Required task
Copy each line holding the string "React".

Information shown
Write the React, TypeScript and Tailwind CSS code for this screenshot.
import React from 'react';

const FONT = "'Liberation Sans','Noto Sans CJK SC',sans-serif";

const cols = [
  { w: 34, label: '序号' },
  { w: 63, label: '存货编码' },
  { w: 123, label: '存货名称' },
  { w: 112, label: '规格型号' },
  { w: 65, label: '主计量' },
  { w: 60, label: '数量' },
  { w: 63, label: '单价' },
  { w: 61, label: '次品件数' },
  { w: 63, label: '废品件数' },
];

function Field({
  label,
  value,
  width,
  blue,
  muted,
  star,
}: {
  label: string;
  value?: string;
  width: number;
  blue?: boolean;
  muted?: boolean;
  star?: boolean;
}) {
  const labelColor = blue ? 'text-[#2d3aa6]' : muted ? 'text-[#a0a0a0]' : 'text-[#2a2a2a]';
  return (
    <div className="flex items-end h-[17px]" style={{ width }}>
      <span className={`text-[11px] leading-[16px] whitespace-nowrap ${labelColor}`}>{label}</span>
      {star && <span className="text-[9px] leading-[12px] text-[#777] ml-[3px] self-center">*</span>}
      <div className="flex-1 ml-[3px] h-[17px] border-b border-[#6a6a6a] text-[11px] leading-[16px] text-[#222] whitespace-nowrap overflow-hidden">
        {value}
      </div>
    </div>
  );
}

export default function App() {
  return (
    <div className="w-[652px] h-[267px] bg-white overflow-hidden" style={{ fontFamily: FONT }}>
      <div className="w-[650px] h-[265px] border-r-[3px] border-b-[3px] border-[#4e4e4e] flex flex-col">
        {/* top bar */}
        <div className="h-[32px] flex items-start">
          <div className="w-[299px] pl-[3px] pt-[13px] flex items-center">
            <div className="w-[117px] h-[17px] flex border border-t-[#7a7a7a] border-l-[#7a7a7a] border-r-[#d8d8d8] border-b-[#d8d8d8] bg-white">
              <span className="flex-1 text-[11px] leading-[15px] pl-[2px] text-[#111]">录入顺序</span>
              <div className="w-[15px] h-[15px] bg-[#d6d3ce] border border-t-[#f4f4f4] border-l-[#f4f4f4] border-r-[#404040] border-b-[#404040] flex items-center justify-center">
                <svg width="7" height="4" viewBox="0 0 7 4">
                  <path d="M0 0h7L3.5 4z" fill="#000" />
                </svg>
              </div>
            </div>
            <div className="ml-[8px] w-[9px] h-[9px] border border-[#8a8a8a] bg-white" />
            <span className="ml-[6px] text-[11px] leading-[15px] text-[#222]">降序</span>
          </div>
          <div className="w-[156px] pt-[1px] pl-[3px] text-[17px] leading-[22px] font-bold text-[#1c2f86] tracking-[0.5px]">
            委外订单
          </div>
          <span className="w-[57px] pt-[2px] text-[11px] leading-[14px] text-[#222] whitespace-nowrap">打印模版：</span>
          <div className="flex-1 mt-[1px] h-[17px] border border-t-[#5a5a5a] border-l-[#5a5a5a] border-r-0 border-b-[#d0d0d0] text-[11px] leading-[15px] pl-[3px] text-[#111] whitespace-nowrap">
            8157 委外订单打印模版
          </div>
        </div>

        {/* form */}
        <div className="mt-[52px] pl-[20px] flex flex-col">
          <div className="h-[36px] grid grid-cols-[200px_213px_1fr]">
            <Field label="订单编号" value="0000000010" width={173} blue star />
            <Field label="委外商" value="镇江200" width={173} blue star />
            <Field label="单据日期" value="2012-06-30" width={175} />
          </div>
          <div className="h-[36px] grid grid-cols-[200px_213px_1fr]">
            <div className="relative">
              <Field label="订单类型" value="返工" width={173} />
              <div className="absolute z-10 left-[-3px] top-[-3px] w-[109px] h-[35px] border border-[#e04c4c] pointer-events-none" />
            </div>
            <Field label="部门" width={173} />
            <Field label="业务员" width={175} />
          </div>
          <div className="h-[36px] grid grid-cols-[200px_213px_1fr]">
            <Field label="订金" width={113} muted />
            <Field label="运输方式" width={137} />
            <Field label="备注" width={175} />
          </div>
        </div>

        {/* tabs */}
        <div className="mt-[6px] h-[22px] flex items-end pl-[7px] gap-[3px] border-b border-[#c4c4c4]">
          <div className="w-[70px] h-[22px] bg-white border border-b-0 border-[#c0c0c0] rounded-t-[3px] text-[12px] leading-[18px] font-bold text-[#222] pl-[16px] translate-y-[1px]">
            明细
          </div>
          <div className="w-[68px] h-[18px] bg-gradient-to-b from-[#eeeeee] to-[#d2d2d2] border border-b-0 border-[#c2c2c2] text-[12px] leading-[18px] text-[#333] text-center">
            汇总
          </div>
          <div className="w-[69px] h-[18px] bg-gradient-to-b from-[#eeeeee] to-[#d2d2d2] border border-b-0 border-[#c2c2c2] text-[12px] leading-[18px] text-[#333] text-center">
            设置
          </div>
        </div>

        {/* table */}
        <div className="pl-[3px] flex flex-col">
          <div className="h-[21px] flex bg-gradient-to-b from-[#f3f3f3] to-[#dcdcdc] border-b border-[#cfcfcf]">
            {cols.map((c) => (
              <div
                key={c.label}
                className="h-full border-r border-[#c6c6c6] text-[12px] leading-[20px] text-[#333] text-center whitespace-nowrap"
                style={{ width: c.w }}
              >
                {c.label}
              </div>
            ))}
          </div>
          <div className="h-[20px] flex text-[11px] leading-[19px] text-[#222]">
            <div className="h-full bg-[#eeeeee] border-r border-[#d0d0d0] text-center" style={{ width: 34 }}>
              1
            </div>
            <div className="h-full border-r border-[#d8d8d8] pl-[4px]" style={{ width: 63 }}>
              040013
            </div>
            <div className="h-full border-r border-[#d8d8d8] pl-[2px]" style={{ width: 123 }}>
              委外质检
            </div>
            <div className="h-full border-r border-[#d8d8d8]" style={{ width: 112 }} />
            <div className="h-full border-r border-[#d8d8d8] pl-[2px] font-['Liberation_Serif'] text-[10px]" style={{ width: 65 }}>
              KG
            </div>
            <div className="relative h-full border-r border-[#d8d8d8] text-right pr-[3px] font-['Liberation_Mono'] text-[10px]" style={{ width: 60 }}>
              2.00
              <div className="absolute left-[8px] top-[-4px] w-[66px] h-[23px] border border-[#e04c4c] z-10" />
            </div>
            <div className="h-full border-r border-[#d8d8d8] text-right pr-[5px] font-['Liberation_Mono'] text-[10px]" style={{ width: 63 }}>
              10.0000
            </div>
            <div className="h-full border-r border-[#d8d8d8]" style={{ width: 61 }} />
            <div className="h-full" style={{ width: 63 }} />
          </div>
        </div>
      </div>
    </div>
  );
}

* * *

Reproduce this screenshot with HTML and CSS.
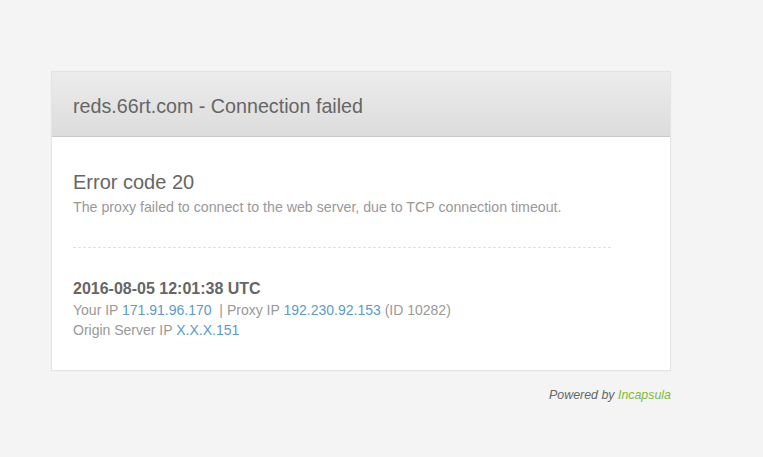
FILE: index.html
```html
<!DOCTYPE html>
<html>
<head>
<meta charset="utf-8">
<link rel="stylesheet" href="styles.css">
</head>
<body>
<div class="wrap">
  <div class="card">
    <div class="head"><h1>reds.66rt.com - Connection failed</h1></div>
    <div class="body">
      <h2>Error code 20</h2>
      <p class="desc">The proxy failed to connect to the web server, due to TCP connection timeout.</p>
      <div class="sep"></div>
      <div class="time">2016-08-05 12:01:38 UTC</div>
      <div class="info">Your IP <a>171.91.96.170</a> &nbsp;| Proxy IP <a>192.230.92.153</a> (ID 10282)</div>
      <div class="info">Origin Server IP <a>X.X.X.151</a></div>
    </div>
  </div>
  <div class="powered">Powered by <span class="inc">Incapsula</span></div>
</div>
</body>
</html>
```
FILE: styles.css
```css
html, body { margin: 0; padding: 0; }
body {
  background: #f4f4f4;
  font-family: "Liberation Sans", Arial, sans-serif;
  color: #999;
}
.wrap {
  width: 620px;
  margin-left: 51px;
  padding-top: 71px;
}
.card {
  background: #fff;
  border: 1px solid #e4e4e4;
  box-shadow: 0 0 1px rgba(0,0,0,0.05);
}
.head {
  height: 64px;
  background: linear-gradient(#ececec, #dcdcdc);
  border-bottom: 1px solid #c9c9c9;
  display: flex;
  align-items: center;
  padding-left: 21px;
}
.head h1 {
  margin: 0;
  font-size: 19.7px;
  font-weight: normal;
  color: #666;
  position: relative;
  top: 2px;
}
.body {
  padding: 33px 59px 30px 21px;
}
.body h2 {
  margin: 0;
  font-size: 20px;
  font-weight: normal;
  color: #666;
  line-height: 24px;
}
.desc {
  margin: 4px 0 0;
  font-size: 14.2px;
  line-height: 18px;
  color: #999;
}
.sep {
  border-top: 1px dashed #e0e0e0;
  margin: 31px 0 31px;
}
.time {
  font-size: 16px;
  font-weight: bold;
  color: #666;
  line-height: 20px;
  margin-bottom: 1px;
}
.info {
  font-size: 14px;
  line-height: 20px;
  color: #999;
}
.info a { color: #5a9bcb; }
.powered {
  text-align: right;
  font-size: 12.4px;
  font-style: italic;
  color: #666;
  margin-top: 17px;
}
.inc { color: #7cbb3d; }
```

Answer to the task
Write the React, TypeScript and Tailwind CSS code for this screenshot.
import React from 'react';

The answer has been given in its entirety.